None of which matters to the Warriors themselves, of course. Winners get to dismiss the proles because that’s the culture we have made, and in the NBA, where royal families are defined by the uniform rather than the bloodline (well, except for the Colangelos), the Warriors have found that it’s still damned good to be the king.

But fame is a total whackjob sometimes, and Golden State validating every year-old opinion is its own crime, because the committed basketball viewer wants the bizarre plot twist and the adrenalized surprise ending, even if the raw ratings numbers say that casual fans will watch anyway.

In fact, it gets better and worse at the same time. There is a totally crackpot-driven notion that James might want to talk with the Warriors sours more people than it intrigues, including most Warrior fans. Indeed, the recasting of the Warriors for 2018-19 has begun, because the death of one narrative only causes the blooming of three others, even if the old narrative doesn’t have video to go with the script quite yet.

In other words, it’s never too soon to build a new bar for the Warriors to clear. Having comprehensively finished LeBron’s Cleveland days, they are now jump-starting the next era of NBA basketball, with them as ground zero.

And their new great white whales are not necessarily Boston or Philadelphia or LeBron James’ next team, but less substantial things – like history, like time, like the lure of greener pastures . . .

. . . like what they want to be AFTER they’ve all grown up. If this is their zenith, how do they prolong the decade they dominated into the next one? They need a new mountain to build as well as climb because they are their best when they have something that needs scaling, and the rigors of this season were made more obvious by that absence.

Or maybe they just learn to beat LeBron by taking him on as part of the “new” Warriors.
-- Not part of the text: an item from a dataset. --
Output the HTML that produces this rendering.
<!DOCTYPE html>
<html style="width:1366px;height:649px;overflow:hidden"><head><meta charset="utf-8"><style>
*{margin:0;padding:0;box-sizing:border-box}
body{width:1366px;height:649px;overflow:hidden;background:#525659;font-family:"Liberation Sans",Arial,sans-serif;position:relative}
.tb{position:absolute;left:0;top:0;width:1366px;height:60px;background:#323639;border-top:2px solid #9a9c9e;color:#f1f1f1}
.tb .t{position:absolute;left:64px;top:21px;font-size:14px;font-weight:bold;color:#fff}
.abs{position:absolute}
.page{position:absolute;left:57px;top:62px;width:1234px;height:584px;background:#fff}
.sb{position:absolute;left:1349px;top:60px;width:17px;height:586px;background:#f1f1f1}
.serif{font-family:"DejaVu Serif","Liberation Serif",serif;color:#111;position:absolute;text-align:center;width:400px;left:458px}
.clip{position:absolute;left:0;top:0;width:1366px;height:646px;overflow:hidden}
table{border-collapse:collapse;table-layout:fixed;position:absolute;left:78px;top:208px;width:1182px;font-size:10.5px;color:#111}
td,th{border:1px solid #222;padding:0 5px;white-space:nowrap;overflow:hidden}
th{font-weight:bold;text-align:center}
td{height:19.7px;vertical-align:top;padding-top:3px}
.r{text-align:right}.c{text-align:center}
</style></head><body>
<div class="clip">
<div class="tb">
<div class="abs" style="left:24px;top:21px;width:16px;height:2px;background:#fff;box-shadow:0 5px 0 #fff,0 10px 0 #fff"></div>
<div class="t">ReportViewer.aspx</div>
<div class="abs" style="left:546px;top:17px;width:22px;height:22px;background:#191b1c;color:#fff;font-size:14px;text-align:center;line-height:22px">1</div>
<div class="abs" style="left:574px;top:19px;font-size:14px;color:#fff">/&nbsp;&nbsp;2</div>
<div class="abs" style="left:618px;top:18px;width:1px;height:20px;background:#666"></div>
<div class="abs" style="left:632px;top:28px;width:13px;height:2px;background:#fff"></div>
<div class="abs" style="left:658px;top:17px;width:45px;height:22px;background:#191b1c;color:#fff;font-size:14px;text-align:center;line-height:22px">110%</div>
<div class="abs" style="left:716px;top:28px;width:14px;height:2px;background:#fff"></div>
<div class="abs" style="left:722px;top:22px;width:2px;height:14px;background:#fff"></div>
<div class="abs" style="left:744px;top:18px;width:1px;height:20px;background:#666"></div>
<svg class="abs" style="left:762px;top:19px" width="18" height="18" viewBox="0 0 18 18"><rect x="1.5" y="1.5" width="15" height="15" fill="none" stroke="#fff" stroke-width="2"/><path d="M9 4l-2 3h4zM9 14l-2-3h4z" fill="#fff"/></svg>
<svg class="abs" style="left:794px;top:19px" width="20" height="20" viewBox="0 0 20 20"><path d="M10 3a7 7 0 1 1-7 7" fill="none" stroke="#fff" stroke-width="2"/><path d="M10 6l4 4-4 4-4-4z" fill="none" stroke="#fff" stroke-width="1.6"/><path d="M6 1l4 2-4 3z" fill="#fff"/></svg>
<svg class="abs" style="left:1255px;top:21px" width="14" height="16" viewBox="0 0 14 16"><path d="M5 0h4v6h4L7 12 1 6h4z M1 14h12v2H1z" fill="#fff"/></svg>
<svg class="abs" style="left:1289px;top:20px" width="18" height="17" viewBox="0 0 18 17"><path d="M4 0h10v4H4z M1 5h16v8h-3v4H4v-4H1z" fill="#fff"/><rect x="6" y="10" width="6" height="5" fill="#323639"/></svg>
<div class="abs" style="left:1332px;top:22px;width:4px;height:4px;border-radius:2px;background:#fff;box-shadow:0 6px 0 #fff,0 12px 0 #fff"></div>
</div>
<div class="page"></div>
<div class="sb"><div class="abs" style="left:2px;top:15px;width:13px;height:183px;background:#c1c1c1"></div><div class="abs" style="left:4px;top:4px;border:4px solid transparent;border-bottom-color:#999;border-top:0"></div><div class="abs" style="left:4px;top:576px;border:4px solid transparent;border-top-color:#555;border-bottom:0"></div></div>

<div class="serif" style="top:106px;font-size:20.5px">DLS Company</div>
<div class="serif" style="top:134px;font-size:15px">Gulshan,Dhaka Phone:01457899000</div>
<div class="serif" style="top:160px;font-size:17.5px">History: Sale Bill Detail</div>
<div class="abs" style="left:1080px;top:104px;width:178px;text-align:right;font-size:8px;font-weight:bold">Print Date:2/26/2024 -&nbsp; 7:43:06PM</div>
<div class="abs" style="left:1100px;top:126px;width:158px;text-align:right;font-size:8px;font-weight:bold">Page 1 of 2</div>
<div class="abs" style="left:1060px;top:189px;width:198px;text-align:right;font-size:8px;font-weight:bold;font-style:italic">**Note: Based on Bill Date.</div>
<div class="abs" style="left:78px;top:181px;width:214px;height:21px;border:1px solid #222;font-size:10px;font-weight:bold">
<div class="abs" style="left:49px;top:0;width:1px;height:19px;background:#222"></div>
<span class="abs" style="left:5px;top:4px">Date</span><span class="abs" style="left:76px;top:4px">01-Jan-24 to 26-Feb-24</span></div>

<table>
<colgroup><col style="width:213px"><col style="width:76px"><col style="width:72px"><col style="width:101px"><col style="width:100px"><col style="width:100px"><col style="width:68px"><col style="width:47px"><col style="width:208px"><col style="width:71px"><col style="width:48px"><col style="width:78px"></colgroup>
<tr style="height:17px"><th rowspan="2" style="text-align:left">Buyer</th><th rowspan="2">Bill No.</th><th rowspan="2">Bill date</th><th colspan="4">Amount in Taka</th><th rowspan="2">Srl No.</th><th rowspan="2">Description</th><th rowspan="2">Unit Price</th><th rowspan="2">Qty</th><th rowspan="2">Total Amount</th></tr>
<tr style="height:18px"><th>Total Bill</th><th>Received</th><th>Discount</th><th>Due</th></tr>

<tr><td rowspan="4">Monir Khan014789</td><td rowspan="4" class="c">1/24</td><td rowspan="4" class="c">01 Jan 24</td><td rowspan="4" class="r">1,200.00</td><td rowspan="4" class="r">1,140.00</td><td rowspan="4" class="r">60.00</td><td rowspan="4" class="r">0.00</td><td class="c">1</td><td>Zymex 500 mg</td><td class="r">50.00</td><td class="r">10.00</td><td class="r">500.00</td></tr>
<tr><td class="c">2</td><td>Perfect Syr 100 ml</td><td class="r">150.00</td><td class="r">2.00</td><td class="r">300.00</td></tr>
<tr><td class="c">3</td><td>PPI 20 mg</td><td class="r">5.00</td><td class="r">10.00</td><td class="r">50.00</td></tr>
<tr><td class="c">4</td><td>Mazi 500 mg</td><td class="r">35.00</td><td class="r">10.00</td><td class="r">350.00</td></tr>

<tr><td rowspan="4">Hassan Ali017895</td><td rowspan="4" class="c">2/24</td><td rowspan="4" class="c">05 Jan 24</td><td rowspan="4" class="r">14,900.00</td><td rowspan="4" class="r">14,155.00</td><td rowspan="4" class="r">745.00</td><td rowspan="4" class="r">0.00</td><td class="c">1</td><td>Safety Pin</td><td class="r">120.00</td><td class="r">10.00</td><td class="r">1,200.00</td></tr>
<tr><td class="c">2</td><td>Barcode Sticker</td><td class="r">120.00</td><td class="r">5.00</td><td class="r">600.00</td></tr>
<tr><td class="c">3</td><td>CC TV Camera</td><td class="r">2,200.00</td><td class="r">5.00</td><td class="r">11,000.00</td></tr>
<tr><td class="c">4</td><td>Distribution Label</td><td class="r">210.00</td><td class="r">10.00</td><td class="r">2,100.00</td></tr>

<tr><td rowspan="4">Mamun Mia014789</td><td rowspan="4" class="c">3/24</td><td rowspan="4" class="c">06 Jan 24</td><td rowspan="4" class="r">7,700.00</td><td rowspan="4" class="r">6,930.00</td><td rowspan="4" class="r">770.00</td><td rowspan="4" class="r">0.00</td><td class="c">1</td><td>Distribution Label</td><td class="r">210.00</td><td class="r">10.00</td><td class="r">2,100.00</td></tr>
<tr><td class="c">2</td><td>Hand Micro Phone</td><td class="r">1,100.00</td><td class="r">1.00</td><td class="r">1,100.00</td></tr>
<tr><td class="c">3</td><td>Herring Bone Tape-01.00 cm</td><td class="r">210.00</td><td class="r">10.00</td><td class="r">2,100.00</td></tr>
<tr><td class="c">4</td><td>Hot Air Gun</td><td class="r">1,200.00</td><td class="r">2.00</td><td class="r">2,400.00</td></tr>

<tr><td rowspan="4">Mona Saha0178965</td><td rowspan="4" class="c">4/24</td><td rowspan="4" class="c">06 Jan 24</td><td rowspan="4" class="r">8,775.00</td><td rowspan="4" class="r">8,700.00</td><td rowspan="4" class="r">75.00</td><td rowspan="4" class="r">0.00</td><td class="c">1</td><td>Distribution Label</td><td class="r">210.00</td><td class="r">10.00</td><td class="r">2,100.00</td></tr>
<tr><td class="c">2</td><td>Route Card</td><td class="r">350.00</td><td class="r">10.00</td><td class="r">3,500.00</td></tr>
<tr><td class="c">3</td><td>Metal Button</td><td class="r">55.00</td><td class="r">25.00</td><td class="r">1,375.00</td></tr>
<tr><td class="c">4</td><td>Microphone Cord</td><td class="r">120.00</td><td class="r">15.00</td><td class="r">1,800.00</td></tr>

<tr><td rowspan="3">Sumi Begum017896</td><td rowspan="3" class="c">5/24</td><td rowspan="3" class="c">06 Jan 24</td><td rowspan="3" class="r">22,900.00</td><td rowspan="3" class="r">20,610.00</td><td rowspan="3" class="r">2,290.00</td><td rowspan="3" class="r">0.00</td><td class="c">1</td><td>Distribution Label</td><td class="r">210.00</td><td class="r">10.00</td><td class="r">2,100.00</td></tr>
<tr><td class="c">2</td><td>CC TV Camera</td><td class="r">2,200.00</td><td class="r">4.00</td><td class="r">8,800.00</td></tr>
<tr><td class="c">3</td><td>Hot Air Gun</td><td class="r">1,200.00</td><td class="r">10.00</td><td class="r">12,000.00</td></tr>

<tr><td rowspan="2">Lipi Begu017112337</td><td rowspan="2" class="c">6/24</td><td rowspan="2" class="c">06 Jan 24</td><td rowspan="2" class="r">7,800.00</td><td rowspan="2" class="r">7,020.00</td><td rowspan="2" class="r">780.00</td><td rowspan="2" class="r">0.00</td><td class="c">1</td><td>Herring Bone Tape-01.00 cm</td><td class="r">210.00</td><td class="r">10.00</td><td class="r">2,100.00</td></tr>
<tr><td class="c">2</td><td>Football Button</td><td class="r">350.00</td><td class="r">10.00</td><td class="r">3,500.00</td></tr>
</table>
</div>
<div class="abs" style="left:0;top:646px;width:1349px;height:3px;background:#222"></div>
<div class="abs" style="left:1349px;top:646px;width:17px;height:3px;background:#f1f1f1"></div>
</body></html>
It has zero chance of happening, it could kill the game for good and it will make the Warriors’ next luxury tax bill as high as the franchise valuation, but it will have the lava tsunami of narrative building the chattering classes seem to love so much.

In other words, we have gone with them through the magic year, the dominant year with the bitter ending, the dominant year with the dominant ending, and the year in which they beat boredom by compartmentalizing it. The only things left are legacy chases, cash-ins and history. And it all starts as soon as they can tidy what they are doing to these Finals.